---------- SOURCE RECORDS

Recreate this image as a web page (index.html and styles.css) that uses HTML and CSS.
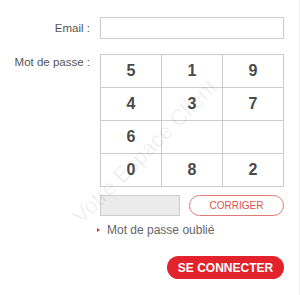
FILE: index.html
```html
<!DOCTYPE html>
<html>
<head>
<meta charset="utf-8">
<link rel="stylesheet" href="styles.css">
</head>
<body>
<div class="page">
  <div class="form">
    <label class="label label-email">Email :</label>
    <div class="input"></div>

    <label class="label label-pass">Mot de passe :</label>
    <div class="keypad">
      <div class="key">5</div><div class="key">1</div><div class="key">9</div>
      <div class="key">4</div><div class="key">3</div><div class="key">7</div>
      <div class="key">6</div><div class="key"></div><div class="key"></div>
      <div class="key">0</div><div class="key">8</div><div class="key">2</div>
    </div>

    <div class="field actions">
      <div class="code"></div>
      <button class="btn-outline">CORRIGER</button>
    </div>

    <div class="field forgot">
      <span class="arrow"></span>
      <span>Mot de passe oublié</span>
    </div>

    <div class="field submit-row">
      <button class="btn-primary">SE CONNECTER</button>
    </div>
  </div>
  <div class="watermark">Votre Espace Client</div>
</div>
</body>
</html>
```

FILE: styles.css
```css
* { box-sizing: border-box; }
html, body { margin: 0; padding: 0; background: #fff; }
body {
  font-family: "Liberation Sans", Arial, sans-serif;
  color: #555;
  width: 300px;
  height: 295px;
  overflow: hidden;
}
.page {
  position: relative;
  width: 300px;
  height: 295px;
  border-right: 1px solid #f0f0f0;
  padding-top: 17px;
}
.form {
  display: grid;
  grid-template-columns: 90px 184px;
  column-gap: 10px;
  align-items: start;
}
.label {
  font-size: 11.5px;
  line-height: 14px;
  text-align: right;
  color: #555;
}
.label-email { margin-top: 4px; }
.label-pass { margin-top: 1px; }
.input {
  height: 22px;
  border: 1px solid #ccc;
  background: #fff;
  margin-bottom: 15px;
}
.keypad {
  display: grid;
  grid-template-columns: repeat(3, 1fr);
  border-top: 1px solid #ccc;
  border-left: 1px solid #ccc;
  width: 184px;
}
.key {
  height: 33px;
  border-right: 1px solid #ccc;
  border-bottom: 1px solid #ccc;
  display: flex;
  align-items: center;
  justify-content: center;
  font-size: 16px;
  font-weight: bold;
  color: #4a4a4a;
}
.field { grid-column: 2; }
.actions {
  display: flex;
  justify-content: space-between;
  margin-top: 8px;
}
.code {
  width: 80px;
  height: 21px;
  background: #ebebeb;
  border: 1px solid #ccc;
}
.btn-outline {
  width: 95px;
  height: 21px;
  border: 1px solid #e07a76;
  border-radius: 11px;
  background: #fff;
  color: #e0504c;
  font-family: inherit;
  font-size: 10px;
  padding: 0;
}
.forgot {
  display: flex;
  align-items: center;
  gap: 7px;
  margin-top: 7px;
  margin-left: -3px;
  font-size: 12px;
  line-height: 14px;
  color: #666;
}
.arrow {
  width: 0;
  height: 0;
  border-top: 2.5px solid transparent;
  border-bottom: 2.5px solid transparent;
  border-left: 3px solid #e0302c;
}
.submit-row {
  display: flex;
  justify-content: flex-end;
  margin-top: 19px;
}
.btn-primary {
  width: 117px;
  height: 23px;
  border: none;
  border-radius: 12px;
  background: #e3232b;
  color: #fff;
  font-family: inherit;
  font-weight: bold;
  font-size: 12px;
  padding: 0;
}
.watermark {
  position: absolute;
  left: 145px;
  top: 152px;
  transform: translate(-50%, -50%) rotate(-45deg);
  font-size: 22px;
  white-space: nowrap;
  color: rgba(0, 0, 0, 0.07);
  pointer-events: none;
}
```
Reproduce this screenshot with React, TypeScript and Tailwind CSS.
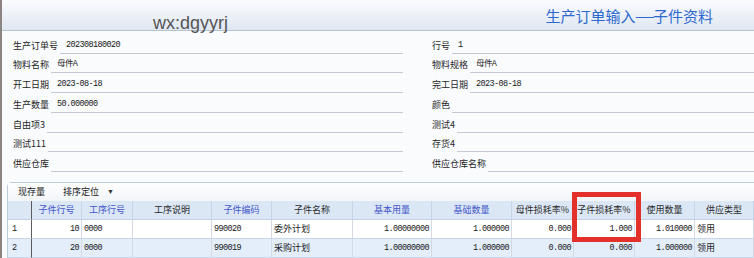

--------------------

PROBLEM DETAILS> All of the data above should be quoted exactly, except for the pictures.

COMPLETED EXERCISE>
Recreate this image as a web page (index.html and styles.css) that uses HTML and CSS.
FILE: index.html
```html
<!DOCTYPE html>
<html>
<head>
<meta charset="utf-8">
<link rel="stylesheet" href="styles.css">
</head>
<body>
<div class="page">
  <div class="form">
    <label class="label label-email">Email :</label>
    <div class="input"></div>

    <label class="label label-pass">Mot de passe :</label>
    <div class="keypad">
      <div class="key">5</div><div class="key">1</div><div class="key">9</div>
      <div class="key">4</div><div class="key">3</div><div class="key">7</div>
      <div class="key">6</div><div class="key"></div><div class="key"></div>
      <div class="key">0</div><div class="key">8</div><div class="key">2</div>
    </div>

    <div class="field actions">
      <div class="code"></div>
      <button class="btn-outline">CORRIGER</button>
    </div>

    <div class="field forgot">
      <span class="arrow"></span>
      <span>Mot de passe oublié</span>
    </div>

    <div class="field submit-row">
      <button class="btn-primary">SE CONNECTER</button>
    </div>
  </div>
  <div class="watermark">Votre Espace Client</div>
</div>
</body>
</html>
```

FILE: styles.css
```css
* { box-sizing: border-box; }
html, body { margin: 0; padding: 0; background: #fff; }
body {
  font-family: "Liberation Sans", Arial, sans-serif;
  color: #555;
  width: 300px;
  height: 295px;
  overflow: hidden;
}
.page {
  position: relative;
  width: 300px;
  height: 295px;
  border-right: 1px solid #f0f0f0;
  padding-top: 17px;
}
.form {
  display: grid;
  grid-template-columns: 90px 184px;
  column-gap: 10px;
  align-items: start;
}
.label {
  font-size: 11.5px;
  line-height: 14px;
  text-align: right;
  color: #555;
}
.label-email { margin-top: 4px; }
.label-pass { margin-top: 1px; }
.input {
  height: 22px;
  border: 1px solid #ccc;
  background: #fff;
  margin-bottom: 15px;
}
.keypad {
  display: grid;
  grid-template-columns: repeat(3, 1fr);
  border-top: 1px solid #ccc;
  border-left: 1px solid #ccc;
  width: 184px;
}
.key {
  height: 33px;
  border-right: 1px solid #ccc;
  border-bottom: 1px solid #ccc;
  display: flex;
  align-items: center;
  justify-content: center;
  font-size: 16px;
  font-weight: bold;
  color: #4a4a4a;
}
.field { grid-column: 2; }
.actions {
  display: flex;
  justify-content: space-between;
  margin-top: 8px;
}
.code {
  width: 80px;
  height: 21px;
  background: #ebebeb;
  border: 1px solid #ccc;
}
.btn-outline {
  width: 95px;
  height: 21px;
  border: 1px solid #e07a76;
  border-radius: 11px;
  background: #fff;
  color: #e0504c;
  font-family: inherit;
  font-size: 10px;
  padding: 0;
}
.forgot {
  display: flex;
  align-items: center;
  gap: 7px;
  margin-top: 7px;
  margin-left: -3px;
  font-size: 12px;
  line-height: 14px;
  color: #666;
}
.arrow {
  width: 0;
  height: 0;
  border-top: 2.5px solid transparent;
  border-bottom: 2.5px solid transparent;
  border-left: 3px solid #e0302c;
}
.submit-row {
  display: flex;
  justify-content: flex-end;
  margin-top: 19px;
}
.btn-primary {
  width: 117px;
  height: 23px;
  border: none;
  border-radius: 12px;
  background: #e3232b;
  color: #fff;
  font-family: inherit;
  font-weight: bold;
  font-size: 12px;
  padding: 0;
}
.watermark {
  position: absolute;
  left: 145px;
  top: 152px;
  transform: translate(-50%, -50%) rotate(-45deg);
  font-size: 22px;
  white-space: nowrap;
  color: rgba(0, 0, 0, 0.07);
  pointer-events: none;
}
```
Reproduce this screenshot with React, TypeScript and Tailwind CSS.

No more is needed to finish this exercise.